But you are fine with the same boy choosing to refuse blood a few weeks later when he turns eighteen? Some psychiatric patients may be unable to express a coherent wish, in which case something must be done. That's not the case with this boy, the state simply disagreed with his view.
Oh, I can assure you that these patients violently and loudly express their treatment rejections! They are not drooling idiots. Additionally, the treatment to which I am referring includes four-point restraints on hospital gurneys and electro-shock therapy.
And now I'm a little confused. You have repeatedly said that age (arbitrary lines in the sand) is not your issue, but the power of the state. But now you raise his close proximity to eighteen as an issue.
Nevertheless, I don't care how close he is to eighteen. As my oncologist friend posted, this particular cancer is highly treatable. Likely, the forced blood transfusions he has already had while the appeal is pending (and until his upcoming eighteenth birthday) were (will be) enough to allow him to have the more aggressive cancer treatments. If so, then they have already saved his life.
However, if he had a disease that had little chance of survival (unlike here), and that would require numerous blood transfusions well past his birthday (unlike here), then I would be less likely to agree with a court order.

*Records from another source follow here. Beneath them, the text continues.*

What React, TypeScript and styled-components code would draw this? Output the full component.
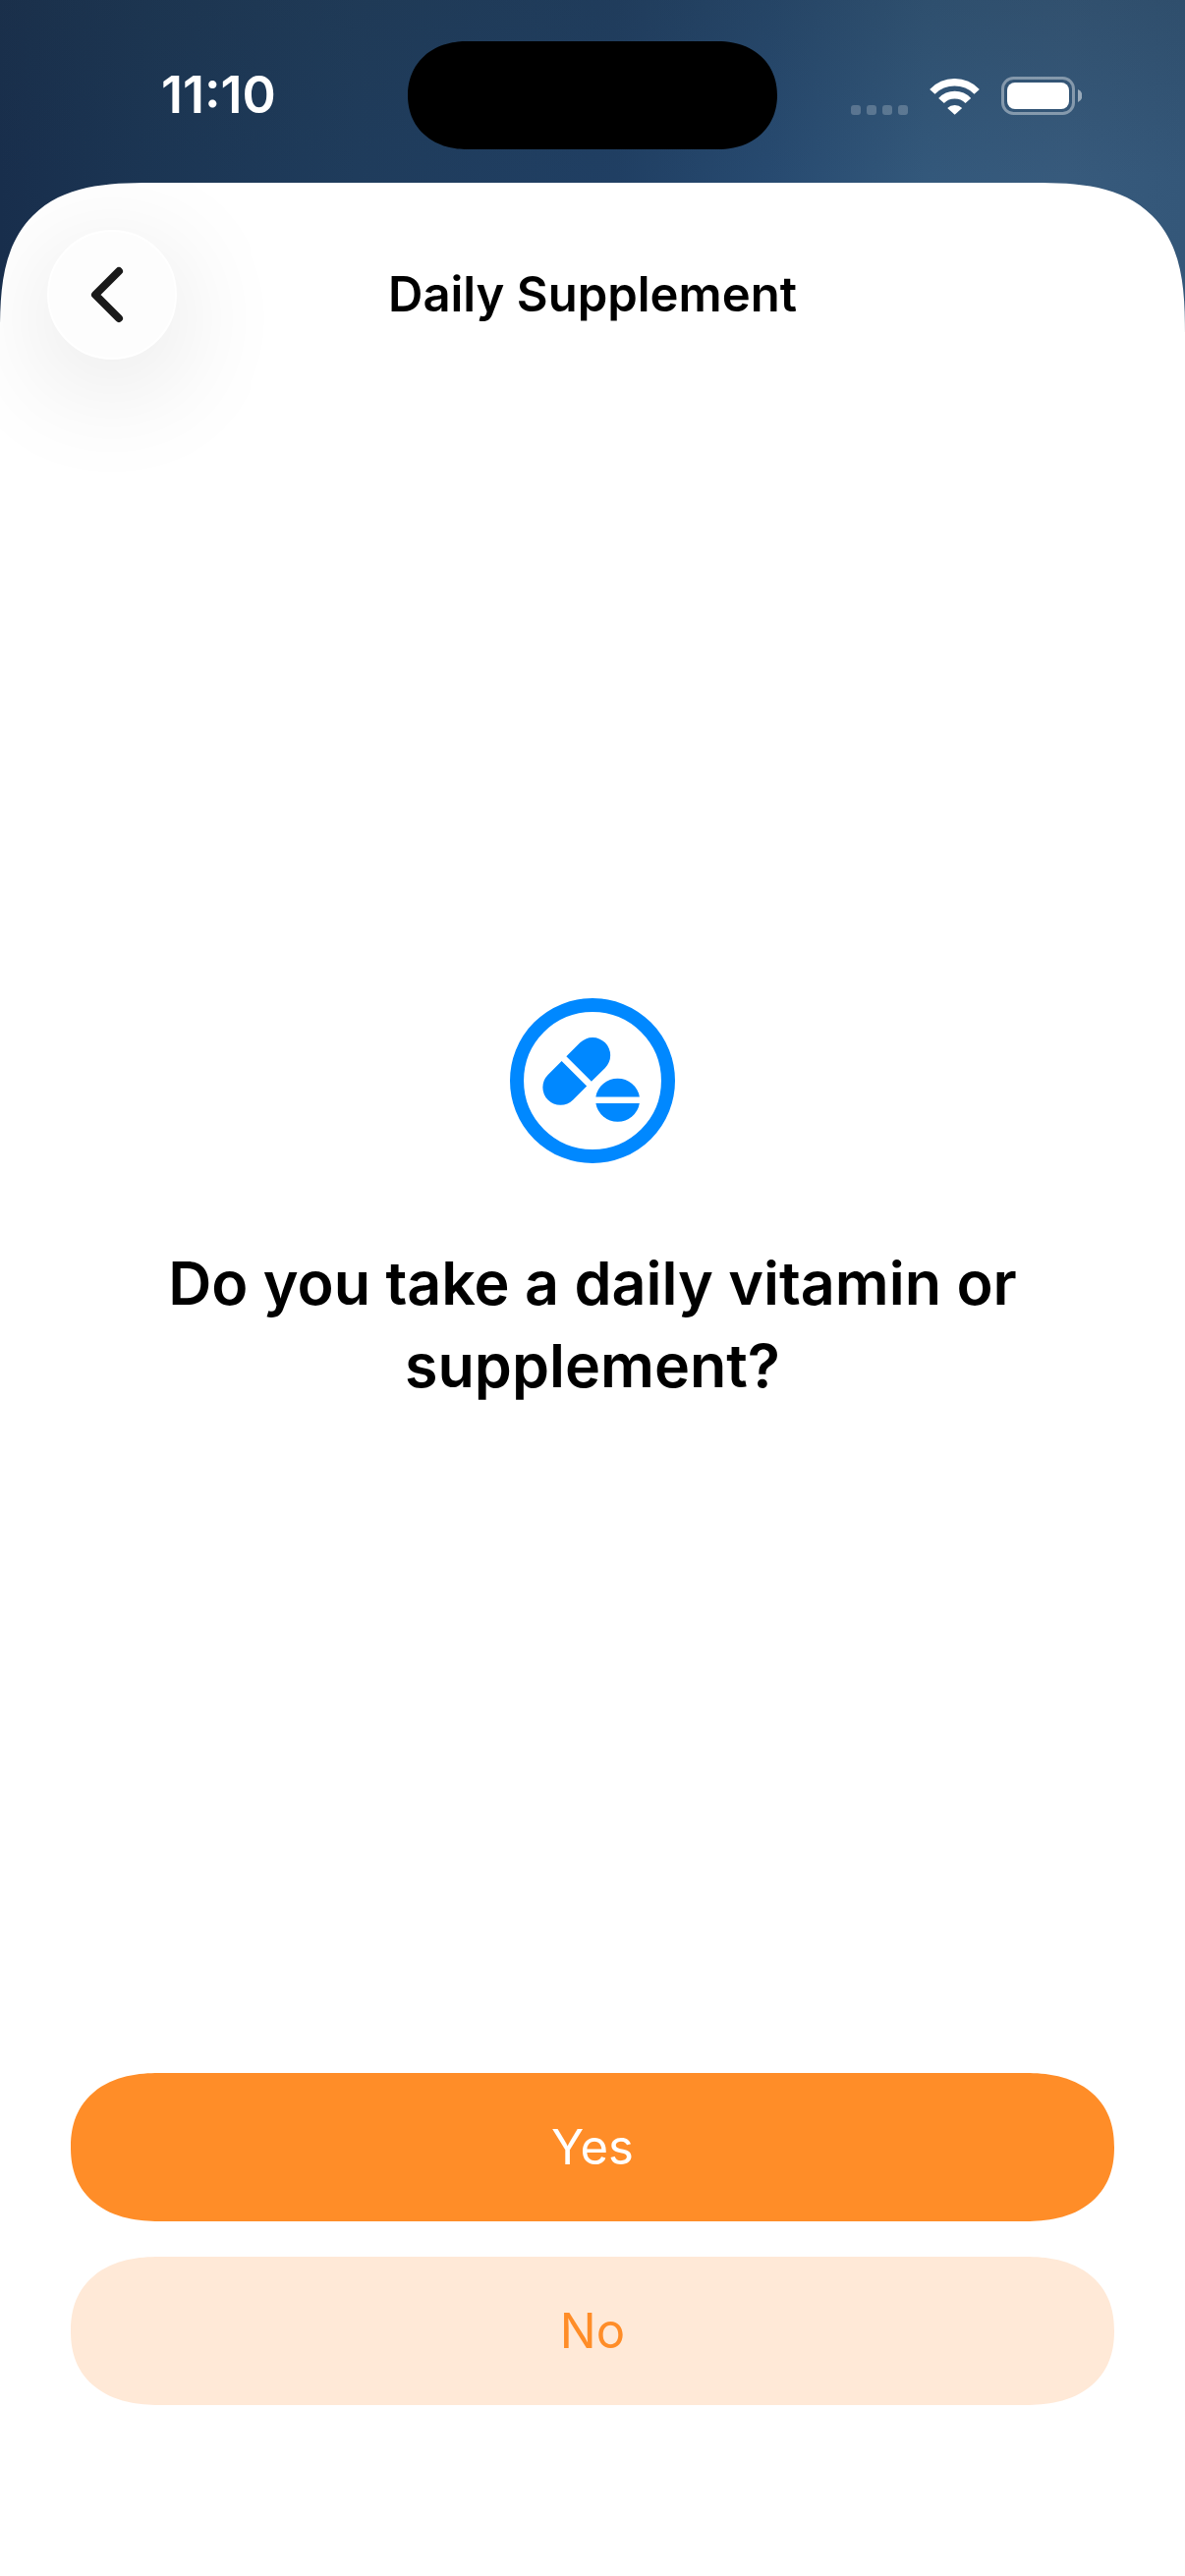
import React from "react";
import styled, { createGlobalStyle, css } from "styled-components";

const answers = [
   { label: "Yes", primary: true },
   { label: "No", primary: false },
];

function StatusBar() {
   return (
      <Status>
         <Time>11:10</Time>
         <Island />
         <Indicators>
            <Signal>
               {[0, 1, 2, 3].map((e) => (
                  <Dot key={e} />
               ))}
            </Signal>
            <WifiIcon viewBox="0 0 152 111" aria-label="Wi-Fi">
               <path d="M0 33A104 104 0 0 1 152 33L136 47A85 85 0 0 0 16 47Z" />
               <path d="M27 60A67 67 0 0 1 126 60L109 75A46 46 0 0 0 44 75Z" />
               <path d="M54 90A32 32 0 0 1 99 90L76.5 110Z" />
            </WifiIcon>
            <BatteryIcon viewBox="0 0 82 39" aria-label="Battery">
               <rect x="1.5" y="1.5" width="72" height="36" rx="11" fill="none" stroke="#fff" strokeOpacity="0.4" strokeWidth="3" />
               <rect x="6" y="6" width="63" height="27" rx="8" fill="#fff" />
               <path d="M78 13A7 7 0 0 1 78 26Z" fill="#fff" fillOpacity="0.5" />
            </BatteryIcon>
         </Indicators>
      </Status>
   );
}

function PillsIcon() {
   return (
      <Pills viewBox="0 0 502 502" aria-hidden="true">
         <circle cx="251" cy="251" r="230" fill="none" stroke="#0088ff" strokeWidth="42" />
         <g transform="translate(202.5 222.5) rotate(-45)">
            <path d="M10 -54H69A54 54 0 0 1 69 54H10Z" />
            <path d="M-10 -54H-69A54 54 0 0 0 -69 54H-10Z" />
         </g>
         <path d="M261 300A67.5 67.5 0 0 1 394 300Z" />
         <path d="M261 320A67.5 67.5 0 0 0 394 320Z" />
      </Pills>
   );
}

function App() {
   return (
      <Screen>
         <GlobalStyle />
         <StatusBar />
         <Sheet>
            <Header>
               <BackButton type="button" aria-label="Back">
                  <BackIcon viewBox="0 0 34 58">
                     <path d="M29 5L5 29L29 53" />
                  </BackIcon>
               </BackButton>
               <Title>Daily Supplement</Title>
            </Header>
            <Body>
               <PillsIcon />
               <Question>Do you take a daily vitamin or supplement?</Question>
            </Body>
            <Actions>
               {answers.map((e) => (
                  <AnswerButton key={e.label} type="button" $primary={e.primary}>
                     {e.label}
                  </AnswerButton>
               ))}
            </Actions>
         </Sheet>
      </Screen>
   );
}

export default App;

const GlobalStyle = createGlobalStyle`
   * {
      box-sizing: border-box;
   }

   body {
      margin: 0;
      font-family: Inter, "Liberation Sans", sans-serif;
      color: #000;
   }

   h1, h2 {
      margin: 0;
   }
`;

const Screen = styled.div`
   display: flex;
   flex-direction: column;
   min-height: 100vh;
   background:
      linear-gradient(180deg, rgba(32, 52, 70, 0.25), transparent 180px),
      linear-gradient(90deg, #182e4c 0%, #1b3553 12%, #1f3c5c 30%, #203f63 52%, #274a70 65%, #33587b 78%, #375a7c 90%, #345779 100%);
`;

const Status = styled.header`
   display: grid;
   grid-template-columns: 1fr 376px 1fr;
   align-items: center;
   justify-items: center;
   padding: 42px 30px 34px;
   color: #fff;
`;

const Time = styled.span`
   font-size: 52px;
   line-height: 60px;
   font-weight: 600;
`;

const Island = styled.div`
   width: 100%;
   height: 110px;
   border-radius: 55px;
   background: #000;

   @supports (corner-shape: superellipse(1.1)) {
      border-radius: 60px / 55px;
      corner-shape: superellipse(1.1);
   }
`;

const Indicators = styled.div`
   display: flex;
   align-items: flex-end;
   gap: 22px;
`;

const Signal = styled.div`
   display: flex;
   gap: 6px;
`;

const Dot = styled.span`
   width: 10px;
   height: 10px;
   border-radius: 3px;
   background: rgba(255, 255, 255, 0.22);
`;

const WifiIcon = styled.svg`
   width: 51px;
   height: 37px;
   fill: #fff;
`;

const BatteryIcon = styled.svg`
   width: 82px;
   height: 39px;
`;

const Sheet = styled.main`
   flex: 1;
   display: flex;
   flex-direction: column;
   overflow: hidden;
   border-radius: 114px 114px 0 0;
   background: #fff;

   @supports (corner-shape: superellipse(1.5)) {
      border-radius: 154px 154px 0 0;
      corner-shape: superellipse(1.5);
   }
`;

const Header = styled.div`
   display: grid;
   grid-template-columns: 132px 1fr 132px;
   align-items: center;
   padding: 48px 48px 0;
`;

const BackButton = styled.button`
   display: flex;
   align-items: center;
   justify-content: center;
   width: 132px;
   height: 132px;
   padding: 0 10px 0 0;
   border: 2px solid #fff;
   border-radius: 50%;
   background: #fdfdfd;
   box-shadow: 0 24px 120px rgba(0, 0, 0, 0.12);
   cursor: pointer;
`;

const BackIcon = styled.svg`
   width: 34px;
   height: 58px;
   fill: none;
   stroke: #1a1a1a;
   stroke-width: 8;
   stroke-linecap: round;
   stroke-linejoin: round;
`;

const Title = styled.h1`
   font-size: 49px;
   line-height: 60px;
   font-weight: 600;
   text-align: center;
`;

const Body = styled.section`
   flex: 1;
   display: flex;
   flex-direction: column;
   align-items: center;
   justify-content: center;
   gap: 80px;
   padding: 0 120px 28px;
`;

const Pills = styled.svg`
   width: 168px;
   height: 168px;
   fill: #0088ff;
`;

const Question = styled.h2`
   font-size: 61px;
   line-height: 84px;
   font-weight: 600;
   text-align: center;
`;

const Actions = styled.div`
   display: flex;
   flex-direction: column;
   gap: 36px;
   padding: 0 72px 174px;
`;

const primary = css`
   background: #ff8d28;
   color: #fff;
`;

const secondary = css`
   background: #ffe9d7;
   color: #ff8d28;
`;

const AnswerButton = styled.button<{ $primary: boolean }>`
   height: 151px;
   border: 0;
   border-radius: 76px;
   font-family: inherit;
   font-size: 49px;
   line-height: 60px;
   font-weight: 400;
   cursor: pointer;
   ${(props) => (props.$primary ? primary : secondary)}

   @supports (corner-shape: superellipse(1.2)) {
      border-radius: 90px / 76px;
      corner-shape: superellipse(1.2);
   }
`;
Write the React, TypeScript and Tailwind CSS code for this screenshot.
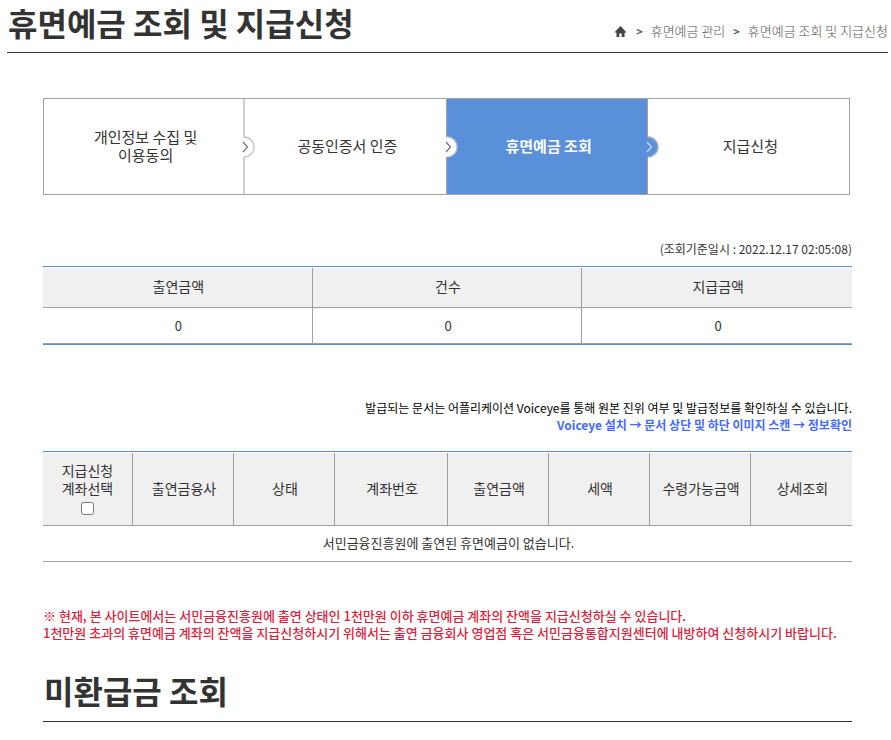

Why should the state have such power to decide whose views in respect of their own body are valid or not.
Here, age makes a dramatic difference. If the person is a minor, the state, under doctrine of parens patriae, is required to step in. If a minor's parents are making bad decisions for them, whether that be too agressive discipline, leaving them home unattended to too young of an age, or making life-threatening medical decisions, the state is required to step into the shoes of the parents, and to make those decisions.
As I wrote earlier, I do not agree that adult JWs are coerced in the necessary extent to overide their treatment objections, and the state should not step in.
Of course. Why should the state have the power to decide whether we live or die?
There are easily hundreds, if not thousands, of people around the world, saved from suicide but now living productive lives, who are happy your view is the extreme outlier in the world.